Depending on who has the primary insurable interest, or has taken out the original cargo insurance cover, the counterparty should take out a contingent insurance policy.

Contingency insurance
This type of insurance cover is also known as “seller’s or buyer’s interest” coverage. It is insurance coverage taken out by a party to an international transaction to insure against insurance coverage taken by the counterparty if it is geared more towards the latter. Contingency insurance protects importers or the exporters, allowing them to insure their cargo on a “contingent” basis in situations where Incoterms Rules or the purchase contract dictates the other party to provide cargo insurance. The contingent insurer, in effect, advances payment to its beneficiary and attempts to collect from primary insurer.
Contingency insurance is a backup insurance. It does not replace primary insurance. It works only when the counterparty provides primary cover – the other having no control over the insurance arrangement, thereby exposed to risks in transit – and the primary insurer fails to pay a covered loss.
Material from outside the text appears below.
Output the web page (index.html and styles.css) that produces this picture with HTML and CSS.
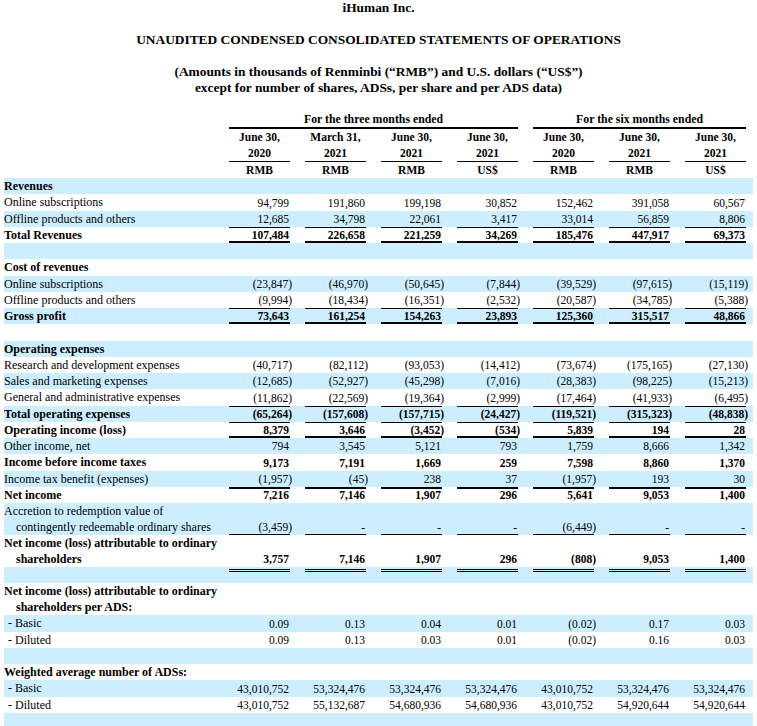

Contingency insurance is triggered by:
  1. A physical loss to the cargo.
  2. The other party’s insurance being non-responsive and/or the other party refusing to pay for the goods.
Who should buy contingency coverage? It is available to both the importers and exporters who:
  1. Have financial interest in the goods.
  2. Are uncertain as to the quality of coverage provided by the other party’s insurance.
  3. Want reassurance knowing their trusted insurance provider will assist if things do not go as planned.
Importers who buy on credit terms may also want to consider contingency coverage. For exporters, the need for contingency insurance is even more if they sell on FOB or FAS terms or provide open account credit terms[5] to their buyers.
Contingency insurance cover comes with a strict condition stating that the insured cannot divulge the existence of the contingency coverage to any party. The fear is that, otherwise, the responsible party may neglect to secure insurance on the cargo, or fail to put in his best efforts to retrieve the situation, if aware the other party has backup insurance.

A passing thought
On 31 August 2016, Hanjin Shipping filed for bankruptcy protection. Hanjin was stated to have 141 ships. As of 5 September, reportedly, 79 Hanjin vessels including 61 container ships and 18 bulk carriers were stated to have been denied port access. According to Korea International Trade Association, Hanjin vessels were then carrying cargo worth 16 trillion won (US$14.5 billion) belonging to some 8,300 cargo owners. Payment terms would be as varied as the colours in a rainbow – including LCs, collections bills, and delivery on open account basis. Settlement of huge amounts was at stake.
This sudden development is a testing time for the entire international trade community. The question is, if the buyer or the seller had availed of contingency insurance cover, would that have made a difference to their financial interest in the given situation?
*****
04- Sept-2016





[1] First published in Trade Services Update, Ontario, Canada, Volume 19, Issue 1, January-March 2017
[2] (UK) Sale of Goods Act, 1893. , Chapter 71, 20th February, 1894,
[3] The term is now obsolete; today a wharfinger is usually called a ‘harbourmaster’.
[4] Very similar to the Marine Insurance Act 1903 of UK.
[5] An estimate suggests that around 80% of the world trade is on ‘open account’ or on ‘collection’ (i.e. non-LC) basis.